Confidently Forcing Bulbs - The Best Ever!

Professional growers' tips & step-by-step instructions for incredible results - EVERY TIME!

You're in luck, because it's still not too late to force some flower bulbs! There isn't too much time left, but you can still have fabulous color for your home and office if you start now.

Happily, this article is very different from your usual "forcing bulbs" article, because in typical Weekend Gardener Monthly Web Magazine style, we are going to go through all the steps from purchasing, sorting, planting, and cooling, to finally forcing the plants.

Each step will give specific, detailed tips and insights, so you get the most out of the experience.

But you may ask, "Why, force bulbs?"

The answer is: because it's easy, it's fun, and it brings magnificent color, and in some cases fragrance, into your home or office.

Plus, once you get the hang of this you can experience growing and forcing many different kinds of bulbs that you normally can't grow in your climate zone and it really is exhilarating.

Now, if you have done this before but didn't like your results, or if you have never done this before, follow along, because we've added in several professional growers' tips so you'll experience stunning results, and forcing bulbs will become a project you'll want to do every year.

Getting Started

Admittedly, we are writing this article at the tail end of the spring "bulb" season, but there is still plenty of time to do this project.

Next year, if you want to start earlier, we recommend that you print or save this article, and you can start forcing your bulbs in October for January flowers, November for February flowers, and December for March-April flowers.

Forcing really just means that we are going get a plant to flower at a time or under conditions that are not natural to its normal life-cycle.

We will be working with hardy bulbs that can take this kind of treatment, and depending upon when you start, you can have a succession of indoor color from January to April.
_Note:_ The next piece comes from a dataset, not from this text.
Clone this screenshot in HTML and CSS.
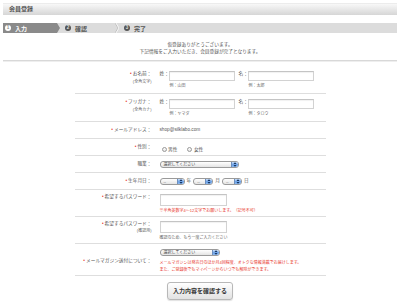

Now before we go any father, we will be using the term "Bulbs" very loosely. Many of the plants we talk about may actually be a true bulb, but others may be a tuber, a tuberous root, or a corm.

So, for clarification, we have a list below telling you which plant is what kind of "bulb".

Professional Tip: We will be forcing our bulbs in pots, but, you can also force bulbs in flats. Using flats is a great way to get huge amounts of flowers if you are planning to use them in cut flower arrangements. Some peoples' objective is to have winter cut flowers. If you had to buy winter cut flowers, the cost would be huge, so keep in mind, if flower arrangements are appealing to you, plant in flats.

Most Common Bulbs For Forcing
Pictures of each to the right

Amaryllis - true bulb

Brodiaea - corm

Crocus - corm

Eranthus - tuber

Erythronium - corm

Fritillaria - true bulb

Galanthus- true bulb

Hyacinth- true bulb

Iris reticulata - true bulb

Leucojum vernum - true bulb

Muscari - true bulb

Narcissus - true bulb

Ornithogalum - true bulb

Oxalis adenophylla - true bulb

Scilla tubergeniana - true bulb

Tulip- true bulb

Hard to Force: Because the following bulbs require specialized techniques, and are usually greenhouse grown, we are not going to talk about growing:

Allium - true bulb
Camassia - true bulb
Scilla campanulata - true bulb
Lilies - true bulb









Iris reticulata:

Leucojum vernum:




Scilla tubergeniana:


4 Basic Steps

Here are the four steps we will be going over:

Purchasing and maybe preliminary storage

Forcing into Flower

The key to each step is appropriate timing!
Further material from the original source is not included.